Malakhov's tone didn't rise. It didn't need to.
"Speak about him like that again," he said, "and I'll feed you your tongue."
The man went silent.
Citrine's lips parted in mock awe. "Aww, Daddy defends me."
"Don't push it."
But he didn't flick him away. Didn't banish him. Didn't deny the fairy the right to hover beside him like a crown of thorns and glitter.
Because Malakhov needed him.
Not for magic. Not for power. But for the rupture Citrine brought. For the way he walked through a room and made it remember it had once laughed.
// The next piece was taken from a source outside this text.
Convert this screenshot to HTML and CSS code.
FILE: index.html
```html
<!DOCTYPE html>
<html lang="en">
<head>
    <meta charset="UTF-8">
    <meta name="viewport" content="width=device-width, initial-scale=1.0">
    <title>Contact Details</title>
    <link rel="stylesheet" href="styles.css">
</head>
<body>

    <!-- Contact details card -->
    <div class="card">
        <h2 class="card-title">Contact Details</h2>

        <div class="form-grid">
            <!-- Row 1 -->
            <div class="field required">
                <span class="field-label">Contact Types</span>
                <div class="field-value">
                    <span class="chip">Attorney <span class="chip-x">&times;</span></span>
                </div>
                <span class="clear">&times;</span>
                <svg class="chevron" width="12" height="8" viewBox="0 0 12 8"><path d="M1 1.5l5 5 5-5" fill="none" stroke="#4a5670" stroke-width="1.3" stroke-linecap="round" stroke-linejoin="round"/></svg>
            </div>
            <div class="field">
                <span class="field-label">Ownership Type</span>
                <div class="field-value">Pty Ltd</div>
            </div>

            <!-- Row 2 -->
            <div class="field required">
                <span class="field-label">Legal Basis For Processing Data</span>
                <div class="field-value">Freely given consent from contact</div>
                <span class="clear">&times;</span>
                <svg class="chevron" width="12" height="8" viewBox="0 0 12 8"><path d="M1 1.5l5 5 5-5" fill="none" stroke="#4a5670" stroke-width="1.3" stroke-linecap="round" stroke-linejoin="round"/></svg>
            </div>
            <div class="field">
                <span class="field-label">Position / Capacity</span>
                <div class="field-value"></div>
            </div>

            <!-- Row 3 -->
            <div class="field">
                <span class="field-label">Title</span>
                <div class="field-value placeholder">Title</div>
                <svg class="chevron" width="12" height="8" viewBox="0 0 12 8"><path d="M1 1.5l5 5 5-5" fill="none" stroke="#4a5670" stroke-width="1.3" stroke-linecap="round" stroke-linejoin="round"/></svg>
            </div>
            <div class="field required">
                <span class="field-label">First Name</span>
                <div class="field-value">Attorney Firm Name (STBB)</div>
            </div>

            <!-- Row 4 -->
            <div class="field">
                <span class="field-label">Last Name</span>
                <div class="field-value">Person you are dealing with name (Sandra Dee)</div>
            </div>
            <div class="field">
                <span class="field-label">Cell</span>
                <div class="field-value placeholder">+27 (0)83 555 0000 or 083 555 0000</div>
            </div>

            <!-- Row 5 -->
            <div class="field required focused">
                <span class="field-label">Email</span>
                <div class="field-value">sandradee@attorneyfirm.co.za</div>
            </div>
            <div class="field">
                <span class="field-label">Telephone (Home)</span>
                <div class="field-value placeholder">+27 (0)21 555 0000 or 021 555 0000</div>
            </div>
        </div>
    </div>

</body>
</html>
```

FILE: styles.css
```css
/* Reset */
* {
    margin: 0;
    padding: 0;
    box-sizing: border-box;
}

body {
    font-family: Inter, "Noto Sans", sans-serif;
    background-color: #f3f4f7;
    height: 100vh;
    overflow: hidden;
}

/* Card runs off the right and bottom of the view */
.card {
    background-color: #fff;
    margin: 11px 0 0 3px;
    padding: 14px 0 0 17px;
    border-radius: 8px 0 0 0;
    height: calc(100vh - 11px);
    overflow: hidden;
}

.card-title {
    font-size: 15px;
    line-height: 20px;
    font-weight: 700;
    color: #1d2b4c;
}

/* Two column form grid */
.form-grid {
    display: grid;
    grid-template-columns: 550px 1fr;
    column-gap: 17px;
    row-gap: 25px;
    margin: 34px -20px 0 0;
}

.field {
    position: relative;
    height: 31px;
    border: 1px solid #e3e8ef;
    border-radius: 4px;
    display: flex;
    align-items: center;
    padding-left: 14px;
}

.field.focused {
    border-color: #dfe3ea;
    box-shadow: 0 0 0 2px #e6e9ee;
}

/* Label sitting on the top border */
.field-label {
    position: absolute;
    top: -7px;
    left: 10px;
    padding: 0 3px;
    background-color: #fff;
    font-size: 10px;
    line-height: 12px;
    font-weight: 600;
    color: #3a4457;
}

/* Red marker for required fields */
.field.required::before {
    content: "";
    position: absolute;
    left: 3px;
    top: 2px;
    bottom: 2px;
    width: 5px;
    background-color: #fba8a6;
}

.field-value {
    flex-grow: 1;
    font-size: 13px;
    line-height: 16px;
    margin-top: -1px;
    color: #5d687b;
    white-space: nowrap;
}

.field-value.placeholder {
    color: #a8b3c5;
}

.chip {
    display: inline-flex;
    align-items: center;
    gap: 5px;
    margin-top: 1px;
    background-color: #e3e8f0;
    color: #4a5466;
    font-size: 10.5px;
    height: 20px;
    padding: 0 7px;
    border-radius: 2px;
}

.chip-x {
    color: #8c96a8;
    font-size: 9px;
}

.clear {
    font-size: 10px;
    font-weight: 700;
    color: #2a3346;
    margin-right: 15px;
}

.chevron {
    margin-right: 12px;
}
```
Once felt.
Malakhov's empire wasn't just made of bricks and blood. It was built on grief. On revenge. A kingdom for a king who had nothing left to lose—until the orchard breathed again. Until that damn lemon-born creature flitted into his silence and tore it like lace.
One of the other men cleared his throat. "We found two more bodies by the east dock. Branded. Same mark."
Citrine's smile faded.
Malakhov's didn't shift. He only leaned forward. "Find the source. Cut it. Leave the limbs for the crows."
No hesitation. No mercy.
Citrine drifted down to the table, toe-tapping the surface, trailing sparkles across a map of smuggling routes. "So many shadows in your house, Tsar. When do we open the windows?"
"We don't," Malakhov said. "Light only reveals the rot."
"And yet you keep me," Citrine said, eyes narrow. "What does that say about you?"
No answer. Just a gaze—sharp and tired and ancient.
Then, in the corner of the room, a soft whimper. A sound no one else heard.
Citrine turned his head. There was no one there. But he felt it. The echo. The haunting. This house was not just full of enemies—it was a mausoleum.
He glanced at Malakhov.
"You built a throne from graves."
"And you," Malakhov muttered, "planted flowers on top of them."
A soft chime buzzed through the room. One of the men checked his phone. His face blanched. "They're here."
"Who?" Citrine asked, eyebrow arching.
The man looked at Malakhov. "The ones branding the bodies. They're outside. Armed."
Malakhov stood. "Let them in."
"Are we negotiating?"
"No," Malakhov said. "We're reminding."